For our purposes here we are not interested in the calculations themselves. In fact we are interested in everything but the calculations themselves. The algorithm we will develop will simply raise each cell in a raster to the power of some exponent. Here is a first try:

#include <cmath>
#include "fern/feature/core/raster.h"

fern::Raster<double, 2> pow(
fern::Raster<double, 2> const& base,
double exponent)
{
size_t const nr_rows{base.shape()[0]};
size_t const nr_cols{base.shape()[1]};
fern::Raster<double, 2> result(fern::extents[nr_rows][nr_cols],
base.transformation());

for(size_t r = 0; r < nr_rows; ++r) {
for(size_t c = 0; c < nr_cols; ++c) {
result[r] = std::pow(base[r], exponent);
}
}

return result;
}


We use the Raster class template from Geoneric‘s Fern library, but this could be any class with which we can model a raster. The details of this class’ implementation don’t matter here.

Some observations and drawbacks of this implementation:

• The type of the individual elements (further on we call this the value type) in the base raster are fixed to double. This is limiting the caller. She might prefer to pass in float or long double values.
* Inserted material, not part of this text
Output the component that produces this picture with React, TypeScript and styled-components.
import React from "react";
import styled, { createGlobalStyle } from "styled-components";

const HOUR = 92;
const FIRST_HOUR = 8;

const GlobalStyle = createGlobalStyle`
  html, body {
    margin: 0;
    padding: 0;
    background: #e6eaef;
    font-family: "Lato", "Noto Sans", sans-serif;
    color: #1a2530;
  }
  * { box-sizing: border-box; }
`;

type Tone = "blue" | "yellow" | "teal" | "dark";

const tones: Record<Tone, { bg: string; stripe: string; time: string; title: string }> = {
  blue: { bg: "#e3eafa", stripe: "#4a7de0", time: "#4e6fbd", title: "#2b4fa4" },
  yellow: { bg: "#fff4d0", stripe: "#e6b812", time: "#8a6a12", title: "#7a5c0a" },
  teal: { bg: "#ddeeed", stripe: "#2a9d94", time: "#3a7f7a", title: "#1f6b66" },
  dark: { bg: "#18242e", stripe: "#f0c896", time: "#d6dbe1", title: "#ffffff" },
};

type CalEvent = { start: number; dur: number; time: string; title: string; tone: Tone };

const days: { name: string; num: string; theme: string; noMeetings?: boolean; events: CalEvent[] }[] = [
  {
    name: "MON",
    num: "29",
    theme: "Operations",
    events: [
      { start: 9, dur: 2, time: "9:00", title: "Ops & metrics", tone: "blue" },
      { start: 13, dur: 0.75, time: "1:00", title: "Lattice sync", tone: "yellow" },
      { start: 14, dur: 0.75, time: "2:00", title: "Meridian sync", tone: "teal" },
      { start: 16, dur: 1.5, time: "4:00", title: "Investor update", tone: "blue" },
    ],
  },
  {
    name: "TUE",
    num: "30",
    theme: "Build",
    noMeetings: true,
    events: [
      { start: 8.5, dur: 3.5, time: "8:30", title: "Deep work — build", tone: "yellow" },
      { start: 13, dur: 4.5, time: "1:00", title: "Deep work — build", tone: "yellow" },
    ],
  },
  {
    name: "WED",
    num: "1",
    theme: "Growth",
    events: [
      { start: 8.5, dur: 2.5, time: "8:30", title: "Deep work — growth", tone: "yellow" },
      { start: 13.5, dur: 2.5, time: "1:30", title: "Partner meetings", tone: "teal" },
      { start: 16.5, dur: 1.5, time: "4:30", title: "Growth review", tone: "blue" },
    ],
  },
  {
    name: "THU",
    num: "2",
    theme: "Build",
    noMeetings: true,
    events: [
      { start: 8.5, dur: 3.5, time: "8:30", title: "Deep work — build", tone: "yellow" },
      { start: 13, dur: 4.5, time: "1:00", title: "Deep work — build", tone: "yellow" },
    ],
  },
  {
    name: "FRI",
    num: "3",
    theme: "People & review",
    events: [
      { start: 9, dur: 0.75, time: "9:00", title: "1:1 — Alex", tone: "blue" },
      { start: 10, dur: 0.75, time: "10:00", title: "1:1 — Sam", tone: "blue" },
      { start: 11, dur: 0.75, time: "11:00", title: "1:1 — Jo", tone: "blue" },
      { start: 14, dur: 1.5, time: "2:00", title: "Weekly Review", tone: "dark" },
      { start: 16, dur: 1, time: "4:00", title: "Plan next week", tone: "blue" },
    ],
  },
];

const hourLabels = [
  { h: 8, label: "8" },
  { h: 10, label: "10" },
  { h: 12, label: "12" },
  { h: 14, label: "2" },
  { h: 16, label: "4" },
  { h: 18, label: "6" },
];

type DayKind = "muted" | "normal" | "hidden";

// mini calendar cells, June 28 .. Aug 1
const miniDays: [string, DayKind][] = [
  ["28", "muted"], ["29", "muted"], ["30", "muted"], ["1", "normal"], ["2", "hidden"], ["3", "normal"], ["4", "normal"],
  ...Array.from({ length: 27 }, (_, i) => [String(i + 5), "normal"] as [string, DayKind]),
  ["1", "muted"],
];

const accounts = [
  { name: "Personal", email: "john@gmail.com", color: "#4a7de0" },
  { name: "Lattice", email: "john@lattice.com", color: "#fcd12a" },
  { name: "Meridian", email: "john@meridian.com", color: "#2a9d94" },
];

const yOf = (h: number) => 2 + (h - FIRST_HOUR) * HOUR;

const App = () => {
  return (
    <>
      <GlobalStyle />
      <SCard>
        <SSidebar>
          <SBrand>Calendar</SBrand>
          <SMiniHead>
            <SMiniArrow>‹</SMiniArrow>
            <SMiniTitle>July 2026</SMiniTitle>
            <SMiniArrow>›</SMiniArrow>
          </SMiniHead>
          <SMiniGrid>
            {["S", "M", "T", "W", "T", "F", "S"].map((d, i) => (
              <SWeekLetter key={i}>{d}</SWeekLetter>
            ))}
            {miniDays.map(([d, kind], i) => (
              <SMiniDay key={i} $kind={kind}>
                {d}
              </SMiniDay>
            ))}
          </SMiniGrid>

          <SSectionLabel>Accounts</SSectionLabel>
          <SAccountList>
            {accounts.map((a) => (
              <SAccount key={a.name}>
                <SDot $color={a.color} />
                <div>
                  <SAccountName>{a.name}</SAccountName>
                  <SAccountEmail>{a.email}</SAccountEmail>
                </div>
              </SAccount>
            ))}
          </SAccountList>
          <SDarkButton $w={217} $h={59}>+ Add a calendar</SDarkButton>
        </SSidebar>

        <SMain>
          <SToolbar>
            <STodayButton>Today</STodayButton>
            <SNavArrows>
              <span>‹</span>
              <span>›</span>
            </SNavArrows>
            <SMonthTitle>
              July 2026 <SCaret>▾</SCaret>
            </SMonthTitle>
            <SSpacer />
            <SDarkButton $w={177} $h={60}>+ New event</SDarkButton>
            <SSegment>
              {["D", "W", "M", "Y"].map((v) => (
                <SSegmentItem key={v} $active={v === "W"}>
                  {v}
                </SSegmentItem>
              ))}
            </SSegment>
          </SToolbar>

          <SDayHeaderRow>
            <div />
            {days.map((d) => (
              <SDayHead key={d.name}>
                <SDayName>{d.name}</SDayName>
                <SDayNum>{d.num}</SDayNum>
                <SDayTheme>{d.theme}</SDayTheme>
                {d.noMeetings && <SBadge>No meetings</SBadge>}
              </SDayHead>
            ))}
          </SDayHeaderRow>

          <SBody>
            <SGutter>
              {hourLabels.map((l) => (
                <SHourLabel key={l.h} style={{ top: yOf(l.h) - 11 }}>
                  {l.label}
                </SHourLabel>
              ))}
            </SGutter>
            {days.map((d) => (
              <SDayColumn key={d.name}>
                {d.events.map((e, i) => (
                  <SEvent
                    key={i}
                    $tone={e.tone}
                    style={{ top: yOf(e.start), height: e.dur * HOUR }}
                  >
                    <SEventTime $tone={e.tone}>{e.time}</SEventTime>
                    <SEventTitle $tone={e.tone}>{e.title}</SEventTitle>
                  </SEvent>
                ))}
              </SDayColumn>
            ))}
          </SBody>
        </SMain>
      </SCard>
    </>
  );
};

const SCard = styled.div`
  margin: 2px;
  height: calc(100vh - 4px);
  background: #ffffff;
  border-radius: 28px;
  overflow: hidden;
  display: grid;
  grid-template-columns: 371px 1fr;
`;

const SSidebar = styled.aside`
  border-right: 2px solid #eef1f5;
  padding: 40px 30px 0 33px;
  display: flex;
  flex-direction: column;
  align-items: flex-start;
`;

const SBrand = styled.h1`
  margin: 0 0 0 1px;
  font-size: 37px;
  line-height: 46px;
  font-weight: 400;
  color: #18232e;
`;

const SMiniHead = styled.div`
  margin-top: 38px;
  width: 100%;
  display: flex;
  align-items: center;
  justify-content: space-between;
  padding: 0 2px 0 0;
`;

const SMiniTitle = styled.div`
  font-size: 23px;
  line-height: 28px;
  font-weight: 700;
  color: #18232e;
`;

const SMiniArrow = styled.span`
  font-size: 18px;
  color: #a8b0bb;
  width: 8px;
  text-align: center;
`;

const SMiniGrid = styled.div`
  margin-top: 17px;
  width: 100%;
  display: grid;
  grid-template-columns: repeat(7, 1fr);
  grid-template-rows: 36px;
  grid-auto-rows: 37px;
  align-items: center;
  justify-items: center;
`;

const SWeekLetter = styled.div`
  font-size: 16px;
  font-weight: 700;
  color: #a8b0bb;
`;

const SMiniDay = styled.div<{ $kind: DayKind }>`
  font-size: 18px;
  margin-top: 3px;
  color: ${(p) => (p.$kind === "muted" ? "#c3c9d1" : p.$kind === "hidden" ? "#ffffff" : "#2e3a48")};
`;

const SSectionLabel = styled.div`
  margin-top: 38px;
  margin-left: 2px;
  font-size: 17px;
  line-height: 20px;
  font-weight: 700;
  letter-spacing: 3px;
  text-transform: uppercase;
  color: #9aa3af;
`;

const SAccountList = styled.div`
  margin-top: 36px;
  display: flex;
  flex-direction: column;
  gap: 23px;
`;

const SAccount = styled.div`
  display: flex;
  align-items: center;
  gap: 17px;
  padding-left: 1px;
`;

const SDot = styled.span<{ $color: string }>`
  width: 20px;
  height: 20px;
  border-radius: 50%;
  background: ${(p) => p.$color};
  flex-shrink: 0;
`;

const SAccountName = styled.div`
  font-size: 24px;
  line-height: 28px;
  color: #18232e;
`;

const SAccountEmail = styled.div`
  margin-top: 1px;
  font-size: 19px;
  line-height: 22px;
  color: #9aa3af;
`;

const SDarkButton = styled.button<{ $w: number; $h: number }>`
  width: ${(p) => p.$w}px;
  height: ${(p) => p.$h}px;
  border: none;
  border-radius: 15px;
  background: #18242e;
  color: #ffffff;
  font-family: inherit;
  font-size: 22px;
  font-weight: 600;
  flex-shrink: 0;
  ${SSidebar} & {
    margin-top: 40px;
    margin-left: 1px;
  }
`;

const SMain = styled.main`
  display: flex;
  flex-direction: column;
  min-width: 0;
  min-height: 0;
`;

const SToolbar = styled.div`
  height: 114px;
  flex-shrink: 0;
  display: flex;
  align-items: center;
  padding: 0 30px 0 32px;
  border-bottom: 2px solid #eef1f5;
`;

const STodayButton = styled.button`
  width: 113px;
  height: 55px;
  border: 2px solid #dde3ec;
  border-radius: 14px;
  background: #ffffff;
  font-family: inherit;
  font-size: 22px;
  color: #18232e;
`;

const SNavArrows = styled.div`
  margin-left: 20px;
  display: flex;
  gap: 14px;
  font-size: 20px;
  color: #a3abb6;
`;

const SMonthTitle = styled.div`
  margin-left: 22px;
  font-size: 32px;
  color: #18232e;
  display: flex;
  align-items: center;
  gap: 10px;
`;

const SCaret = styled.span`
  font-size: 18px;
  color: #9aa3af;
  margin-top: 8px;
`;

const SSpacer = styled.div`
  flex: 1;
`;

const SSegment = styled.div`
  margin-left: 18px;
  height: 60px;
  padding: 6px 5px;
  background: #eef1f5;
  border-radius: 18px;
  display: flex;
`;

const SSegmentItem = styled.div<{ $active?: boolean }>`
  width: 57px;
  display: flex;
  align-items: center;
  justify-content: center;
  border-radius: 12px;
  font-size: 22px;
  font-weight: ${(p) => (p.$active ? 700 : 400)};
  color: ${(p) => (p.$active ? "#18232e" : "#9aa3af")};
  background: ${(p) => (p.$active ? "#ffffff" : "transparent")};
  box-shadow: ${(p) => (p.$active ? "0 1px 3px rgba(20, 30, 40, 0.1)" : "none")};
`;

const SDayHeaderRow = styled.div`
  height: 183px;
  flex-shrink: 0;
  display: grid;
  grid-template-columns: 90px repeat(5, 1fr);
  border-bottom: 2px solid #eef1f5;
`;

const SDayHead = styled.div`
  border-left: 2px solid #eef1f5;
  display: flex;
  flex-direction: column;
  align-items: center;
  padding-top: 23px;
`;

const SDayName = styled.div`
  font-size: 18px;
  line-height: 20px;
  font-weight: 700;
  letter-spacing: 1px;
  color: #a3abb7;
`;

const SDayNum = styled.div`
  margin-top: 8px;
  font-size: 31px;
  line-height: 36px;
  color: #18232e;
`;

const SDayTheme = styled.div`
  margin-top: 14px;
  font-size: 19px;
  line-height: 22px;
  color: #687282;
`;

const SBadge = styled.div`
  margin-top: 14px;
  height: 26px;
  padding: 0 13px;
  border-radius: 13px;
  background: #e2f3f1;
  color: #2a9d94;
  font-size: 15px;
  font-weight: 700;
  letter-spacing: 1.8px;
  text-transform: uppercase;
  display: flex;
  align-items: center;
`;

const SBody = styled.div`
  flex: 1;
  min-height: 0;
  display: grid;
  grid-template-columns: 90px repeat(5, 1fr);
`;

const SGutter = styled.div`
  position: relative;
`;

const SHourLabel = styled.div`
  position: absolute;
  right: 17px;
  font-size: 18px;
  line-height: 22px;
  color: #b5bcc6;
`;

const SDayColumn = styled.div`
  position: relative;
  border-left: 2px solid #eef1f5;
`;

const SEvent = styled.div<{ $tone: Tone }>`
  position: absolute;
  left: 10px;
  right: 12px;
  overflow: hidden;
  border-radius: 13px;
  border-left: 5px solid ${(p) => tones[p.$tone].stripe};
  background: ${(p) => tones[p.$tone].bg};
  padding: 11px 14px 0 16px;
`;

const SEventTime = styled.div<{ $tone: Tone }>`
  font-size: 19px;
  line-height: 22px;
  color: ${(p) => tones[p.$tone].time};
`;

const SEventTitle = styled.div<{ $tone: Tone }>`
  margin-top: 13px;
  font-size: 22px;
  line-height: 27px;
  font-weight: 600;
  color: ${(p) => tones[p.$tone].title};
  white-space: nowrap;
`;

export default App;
The same is true for exponent.
• The type of the base argument (the data type) is fixed to Raster<double, 2>. This is also limiting the caller. She has to use our Raster type while she may have a type for modelling rasters that fits her needs better.
• The exponent is fixed to a double, but we may want to be able to pass a raster instead of a single number. When we pass a raster for exponent, we expect each cell in base to be raised by the corresponding cell in exponent.
• The result is returned, which is OK if Raster supports move semantics. Otherwise it is definitely not OK. We don’t want to copy possibly very large rasters. Furthermore, in C++ return types are not considered in overload resolution which limits our possibilities to make the return type configurable by the caller. This will be explained in more detail in the next post.
• Often, algorithms have a limited domain of valid input values. For example, a negative finite base and a non-integer finite exponent are considered out of domain by the std::pow algorithm. What should happen if an algorithm’s input argument contains values that are not part of the algorithm’s valid domain of input values?
• Similarly, output value types have a limited range of values they can represent. For example, an int8_t cannot hold values larger than $latex \frac{2^8}{2} – 1$. What should happen if an algorithm calculates values that are not part of the valid range of values?
• In the algorithm above, we perform a calculation for each cell. In reality, rasters often contain cells with undefined values. Depending on the field that is represented by the raster, this may be due to clouds, measurement errors, errors in previous calculations, etc. We clearly need a way to test whether or not a cell from an input raster contains a valid value or not.
• Given the previous observations, we also need a way to mark that an output raster cell does not contain a valid value. If an input raster cell contains an invalid value we want to be able to mark the corresponding cell in the output raster as invalid too. Also, if we are able to detect out-of-domain and out-of-range errors, we want to be able to mark the corresponding output raster cells as invalid.

Given the non-generic algorithm and the observations, we are now better equipped to list the requirements of a generic algorithm handling spatial fields:

• It must be possible for the user to pick the data type and value type of the input and output arguments. The data type does not need to be picked from a fixed set of types. The user must be able to use her own types.
• It must be possible for the user to ‘explain’ to the algorithm how to:
• detect invalid input raster cell values
• mark invalid output raster cell values
• handle out of domain input values
• handle out of range output values
• However the above requirements are met, the performance of the algorithm must be equal to a handwritten non-generic algorithm.

In the next posts, we are going to tackle each of these requirements in turn.